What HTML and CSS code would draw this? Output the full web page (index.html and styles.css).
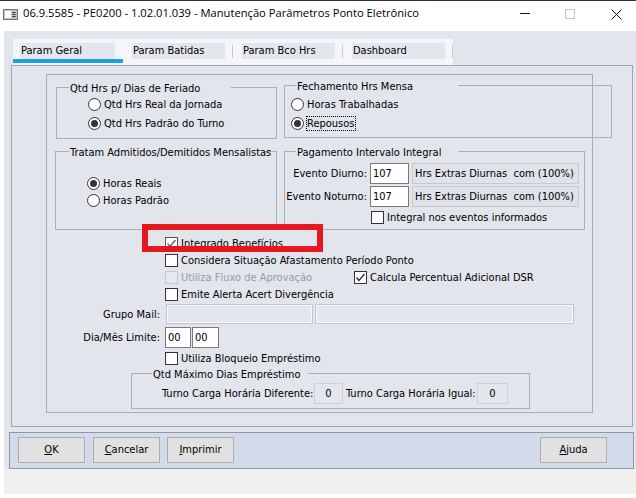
FILE: index.html
```html
<!DOCTYPE html>
<html lang="pt-BR">
<head>
<meta charset="utf-8">
<title>Manutenção Parâmetros Ponto Eletrônico</title>
<link rel="stylesheet" href="styles.css">
</head>
<body>
<div class="window">
  <div class="titlebar">
    <svg class="appicon" width="15" height="11" viewBox="0 0 15 11"><rect x="0.5" y="0.5" width="14" height="10" fill="#bfc3c8" stroke="#6f747b"/><rect x="2" y="2" width="6" height="7" fill="#fff"/><path d="M9.5 3.5h3M9.5 5.5h3M9.5 7.5h3" stroke="#2b2b2b"/></svg>
    <span class="title">06.9.5585 - PE0200 - 1.02.01.039 - Manutenção Parâmetros Ponto Eletrônico</span>
    <svg class="ctl min" width="10" height="1" viewBox="0 0 10 1"><rect width="10" height="1" fill="#111"/></svg>
    <svg class="ctl max" width="10" height="10" viewBox="0 0 10 10"><rect x="0.5" y="0.5" width="9" height="9" fill="none" stroke="#c4c4c4"/></svg>
    <svg class="ctl close" width="11" height="11" viewBox="0 0 11 11"><path d="M0.5 0.5L10.5 10.5M10.5 0.5L0.5 10.5" stroke="#111" stroke-width="1"/></svg>
  </div>

  <div class="client">
    <div class="tabs">
      <div class="tab active"><span class="tlabel">Param Geral</span><span class="ink"></span></div>
      <div class="tab"><span class="tlabel">Param Batidas</span><span class="tsep"></span></div>
      <div class="tab"><span class="tlabel">Param Bco Hrs</span><span class="tsep"></span></div>
      <div class="tab"><span class="tlabel">Dashboard</span><span class="tsep"></span></div>
    </div>

    <div class="panel">
      <div class="inner">
        <div class="grow">
          <fieldset class="grp g1">
            <legend class="lg1">Qtd Hrs p/ Dias de Feriado</legend>
            <div class="opt"><span class="radio"></span>Qtd Hrs Real da Jornada</div>
            <div class="opt"><span class="radio on"></span>Qtd Hrs Padrão do Turno</div>
          </fieldset>
          <fieldset class="grp g2">
            <legend class="lg2">Fechamento Hrs Mensa</legend>
            <div class="opt"><span class="radio"></span>Horas Trabalhadas</div>
            <div class="opt"><span class="radio on"></span><span class="focus">Repousos</span></div>
          </fieldset>
        </div>

        <div class="grow row2">
          <fieldset class="grp g3">
            <legend class="lg3">Tratam Admitidos/Demitidos Mensalistas</legend>
            <div class="opt short"><span class="radio on"></span>Horas Reais</div>
            <div class="opt short"><span class="radio"></span>Horas Padrão</div>
          </fieldset>
          <fieldset class="grp g4">
            <legend class="lg4">Pagamento Intervalo Integral</legend>
            <div class="evrow">
              <span class="evlabel">Evento Diurno:</span>
              <span class="inp ev">107</span>
              <span class="desc">Hrs Extras Diurnas&nbsp; com (100%)</span>
            </div>
            <div class="evrow">
              <span class="evlabel">Evento Noturno:</span>
              <span class="inp ev">107</span>
              <span class="desc">Hrs Extras Diurnas&nbsp; com (100%)</span>
            </div>
            <div class="cbrow integral"><span class="box"></span>Integral nos eventos informados</div>
          </fieldset>
        </div>

        <div class="checks">
          <div class="cbrow"><span class="box chk soft"><svg width="11" height="11" viewBox="0 0 11 11"><path d="M1.5 5.5L4 8.5L9.5 2" fill="none" stroke="#5a5a5a" stroke-width="1.2"/></svg></span>Integrado Benefícios</div>
          <div class="cbrow"><span class="box"></span>Considera Situação Afastamento Período Ponto</div>
          <div class="cbrow">
            <span class="cbitem wide disabled"><span class="box off"></span>Utiliza Fluxo de Aprovação</span>
            <span class="cbitem"><span class="box chk"><svg width="11" height="11" viewBox="0 0 11 11"><path d="M1.5 5.5L4 8.5L9.5 2" fill="none" stroke="#222" stroke-width="1.2"/></svg></span>Calcula Percentual Adicional DSR</span>
          </div>
          <div class="cbrow"><span class="box"></span>Emite Alerta Acert Divergência</div>
        </div>

        <div class="frow mail">
          <span class="flabel">Grupo Mail:</span>
          <span class="inp dis m1"></span>
          <span class="inp dis m2"></span>
        </div>
        <div class="frow dia">
          <span class="flabel">Dia/Mês Limite:</span>
          <span class="inp d1">00</span>
          <span class="inp d2">00</span>
        </div>
        <div class="cbrow bloq"><span class="box"></span>Utiliza Bloqueio Empréstimo</div>

        <fieldset class="grp g5">
          <legend class="lg5">Qtd Máximo Dias Empréstimo</legend>
          <div class="turno">
            <span class="tl1">Turno Carga Horária Diferente:</span>
            <span class="inp zero z1">0</span>
            <span class="tl2">Turno Carga Horária Igual:</span>
            <span class="inp zero z2">0</span>
          </div>
        </fieldset>
      </div>
    </div>

    <div class="buttons">
      <span class="btn b-ok"><u>O</u>K</span>
      <span class="btn b-cancel"><u>C</u>ancelar</span>
      <span class="btn"><u>I</u>mprimir</span>
      <span class="btn b-help"><u>A</u>juda</span>
    </div>
  </div>
  <div class="status"></div>

  <div class="highlight"></div>
</div>
</body>
</html>
```
FILE: styles.css
```css
* { box-sizing: border-box; }
html, body { margin: 0; padding: 0; }
body {
  width: 636px;
  height: 498px;
  overflow: hidden;
  background: #fff;
  color: #000;
  font-family: "DejaVu Sans Condensed", "DejaVu Sans", sans-serif;
  font-stretch: condensed;
  font-size: 11px;
}
.window {
  position: relative;
  width: 636px;
  height: 498px;
  display: flex;
  flex-direction: column;
}

/* title bar */
.titlebar {
  height: 31px;
  border-top: 1px solid #2d3440;
  display: flex;
  align-items: flex-start;
  flex-shrink: 0;
}
.appicon { margin: 8px 0 0 3px; }
.title {
  margin: 4px 0 0 5px;
  font-family: "Open Sans", sans-serif;
  font-stretch: normal;
  font-size: 11.2px;
  line-height: 16px;
  white-space: nowrap;
}
.ctl.min { margin: 12px 0 0 auto; }
.ctl.max { margin: 8px 0 0 35px; }
.ctl.close { margin: 8px 14px 0 36px; }

/* client area */
.client {
  margin-left: 4px;
  height: 438px;
  flex-shrink: 0;
  background: #e2e5ec;
  display: flex;
  flex-direction: column;
  align-items: flex-start;
}
.tabs {
  margin: 8px 0 0 9px;
  width: 440px;
  height: 26px;
  background: #f5f6f9;
  display: flex;
}
.tab {
  width: 110px;
  height: 26px;
  display: flex;
  align-items: flex-start;
}
.tlabel {
  margin: 4px 0 0 9px;
  width: 93px;
  height: 16px;
  line-height: 16px;
  padding-left: 1px;
  background: #e3e6ec;
  white-space: nowrap;
}
.tsep {
  margin: 6px 0 0 7px;
  width: 1px;
  height: 13px;
  background: #c5c9d1;
}
.tab.active { flex-direction: column; }
.tab.active .tlabel { margin-left: 7px; width: 95px; }
.ink {
  width: 110px;
  height: 4px;
  background: #1ba1e2;
}

.panel {
  margin-left: 7px;
  width: 622px;
  height: 362px;
  border: 1px solid #9ea4b0;
  flex-shrink: 0;
}
.inner {
  margin: 8px 0 0 34px;
  width: 547px;
  height: 339px;
  border: 1px solid #a7acb7;
  display: flex;
  flex-direction: column;
  align-items: flex-start;
}

/* group boxes */
.grow { display: flex; align-items: flex-start; }
.grp {
  margin: 0;
  padding: 0;
  min-width: 0;
  border: 1px solid #a9aeb8;
  flex-shrink: 0;
}
.grp legend {
  padding: 3px 0 0 1px;
  line-height: 13px;
  white-space: nowrap;
}
.g1 { margin: 4px 0 0 9px; width: 221px; height: 60px; padding: 0 0 0 31px; }
.g2 { margin: 2px 0 0 7px; width: 328px; height: 61px; padding: 2px 0 0 6px; }
.lg1 { margin-left: -19px; width: 162px; }
.lg2 { margin-left: 5px; width: 162px; }
.row2 { margin-top: 4px; }
.g3 { margin-left: 8px; width: 222px; height: 87px; padding: 16px 0 0 31px; }
.g4 { margin-left: 7px; width: 301px; height: 87px; padding: 4px 0 0 0; }
.lg3 { margin-left: -18px; width: 195px; }
.lg4 { margin-left: 11px; width: 162px; }

.opt {
  height: 19px;
  display: flex;
  align-items: center;
  white-space: nowrap;
}
.opt.short { height: 17px; }
.radio {
  width: 13px;
  height: 13px;
  border: 1px solid #333;
  border-radius: 50%;
  background: #fff;
  margin-right: 3px;
  flex-shrink: 0;
  display: flex;
  align-items: center;
  justify-content: center;
}
.radio.on::after {
  content: "";
  width: 7px;
  height: 7px;
  border-radius: 50%;
  background: #333;
}
.focus {
  outline: 1px dotted #000;
  line-height: 13px;
  padding: 0 1px 0 0;
}

.evrow {
  display: flex;
  align-items: center;
  height: 21px;
  margin-bottom: 2px;
}
.evlabel {
  width: 82px;
  text-align: right;
  margin-right: 3px;
  white-space: nowrap;
}
.inp {
  height: 21px;
  border: 1px solid #7a7a7a;
  background: #fff;
  line-height: 19px;
  padding-left: 2px;
  white-space: nowrap;
  flex-shrink: 0;
}
.ev { width: 39px; }
.desc {
  margin-left: 3px;
  width: 167px;
  height: 21px;
  line-height: 19px;
  padding-left: 2px;
  background: #dfe2e8;
  border: 1px solid #c6c9d0;
  white-space: nowrap;
}

/* checkboxes */
.cbrow {
  height: 17px;
  display: flex;
  align-items: center;
  white-space: nowrap;
}
.integral { margin: 2px 0 0 86px; }
.cbitem { display: flex; align-items: center; }
.cbitem.wide { width: 189px; }
.box {
  width: 13px;
  height: 13px;
  border: 1px solid #333;
  background: #fff;
  margin-right: 3px;
  flex-shrink: 0;
  display: flex;
  align-items: center;
  justify-content: center;
}
.box.soft { border-color: #555; }
.box.off { border-color: #c6c8cc; background: #e6e8ed; }
.disabled { color: #9b9b9b; }
.checks { margin: 5px 0 0 118px; }

.frow { display: flex; align-items: center; }
.flabel { width: 113px; text-align: right; margin-right: 5px; white-space: nowrap; }
.mail { margin-top: 1px; height: 20px; }
.dis {
  height: 20px;
  border-color: #c3c6cc;
  background: #e3e6ec;
  box-shadow: inset 0 0 0 1px #f7f8fa;
}
.m1 { margin-left: 1px; width: 147px; }
.m2 { margin-left: 2px; width: 259px; }
.dia { margin-top: 3px; }
.d1 { width: 26px; }
.d2 { margin-left: 1px; width: 27px; }
.bloq { margin: 2px 0 0 118px; }

.g5 { margin: -2px 0 0 84px; width: 399px; height: 44px; padding: 2px 0 0 30px; }
.lg5 { margin-left: -10px; width: 156px; }
.turno { display: flex; align-items: center; height: 21px; }
.tl1 { width: 152px; white-space: nowrap; }
.tl2 { margin-left: 3px; width: 131px; white-space: nowrap; }
.zero {
  text-align: center;
  padding: 0;
  background: #e3e6ec;
  border-color: #cdd0d6;
}
.z1 { width: 29px; }
.z2 { width: 31px; }

/* buttons */
.buttons {
  margin: 5px 0 0 5px;
  width: 625px;
  height: 37px;
  background: #d3dbea;
  border: 1px solid #8f98a9;
  display: flex;
  align-items: flex-start;
  padding: 4px 26px 0 8px;
  flex-shrink: 0;
}
.btn {
  width: 67px;
  height: 26px;
  line-height: 24px;
  text-align: center;
  background: #e1e1e1;
  border: 1px solid #adadad;
}
.b-ok { margin-right: 8px; }
.b-cancel { margin-right: 7px; }
.b-help { margin-left: auto; }

.status {
  margin-left: 4px;
  height: 25px;
  background: #f0f0f0;
  flex-shrink: 0;
}

.highlight {
  position: absolute;
  left: 142px;
  top: 224px;
  width: 181px;
  height: 28px;
  border: 6px solid #e5181f;
}
```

__INSTRUCTION__
From the listing above, return each line with the word "index".

__COMPLETED EXERCISE__
What HTML and CSS code would draw this? Output the full web page (index.html and styles.css).
FILE: index.html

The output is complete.